The new OCE set up a quasi-independent office of nonmembers to investigate allegations of wrongdoing by House members — thereby limiting the conflict of interest that invariably arose when lawmakers were called upon to judge their own colleagues. Before creation of the OCE, the House ethics panel — which had an even partisan balance — often stalemated on investigations.

The new rules gave the OCE authority to investigate complaints — only with bipartisan consent — and to either dismiss or refer cases to the House ethics committee for further investigation. In addition, the House ordered the OCE to make its actions public and limited the time spent on its investigations.

In the figure below, data from OCE’s quarterly reports provide an overview of the office’s efforts since creation. Two trends are notable.

First, after a burst of activity in 2009, OCE inquiries subsided markedly. Contrary to claims Tuesday morning by Trump adviser Kellyanne Conway, there is little evidence of “overzealousness” of investigations under the current regime.

Second, the OCE recommended a relatively small proportion of cases for additional review by the House ethics panel. The limited data suggest that the OCE served largely as intended: a screening mechanism to sift through allegations that lawmakers might characteristically sweep under the rug if asked to make those initial determinations about their colleagues by themselves.

oce actions

Why is the OCE under attack?

By a 119-74 vote during a closed-door meeting of the House Republican conference Monday night, the House GOP proposed a new set of chamber rules that would gut the heart of the OCE. The OCE would be renamed the Office of Congressional Complaint Review and placed under the oversight of the House Ethics Committee. Public release of the office’s findings would be barred. With the change, lawmakers would again have power over investigating their colleagues’ potential ethics violations.

Perhaps more remarkable than the GOP move to eviscerate the OCE is that the office lasted as long as it did. The OCE has always been vulnerable, because its authority was written into House rules, rather than statute. Because House rules expire at the end of each Congress, lawmakers must readopt the rules every two years with the OCE language included, lest the OCE be disbanded by a sleight of hand.

To be sure, writing the OCE into statute would have enhanced the office’s stature and entrenched its key features.

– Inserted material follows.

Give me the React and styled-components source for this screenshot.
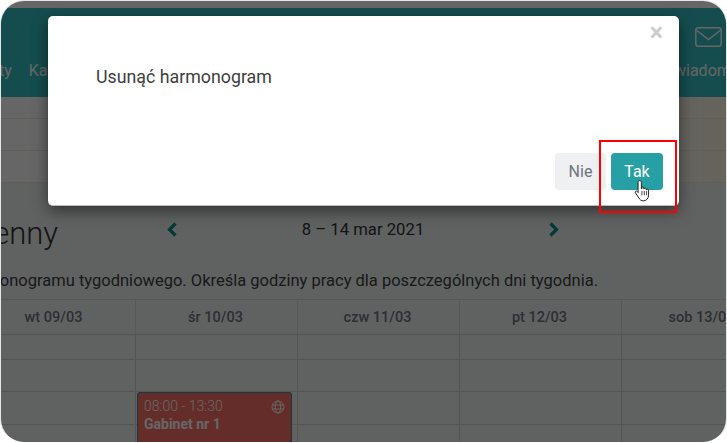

But such a move would also have required large bipartisan majorities — a possibility out of bounds in today’s highly partisan House.

Some lawmakers have in the past tried — unsuccessfully — to unwind the OCE by dropping it from House rules. This time, lawmakers — led by legislators targeted by the OCE — have finally gutted the office.

So why did the Republicans move now to kill the OCE now? First, while reports say that Speaker Paul D. Ryan opposed the move, his grip on power seems too weak to convince a majority of his conference to back down. Second, with Trump refusing to acknowledge the depth of his and his family’s conflicts of interest, opponents of the OCE likely calculated that the new culture of compromised ethics would protect them from attack.

Left in House rules with little insulation from critics, the OCE since inception has been a fragile institution — susceptible to an aggressive majority bent on undermining OCE’s independence. If Republicans succeed in altering the OCE, it will make the House again resemble the Senate — a body that seems unwilling to allow anyone to watch its watchdogs.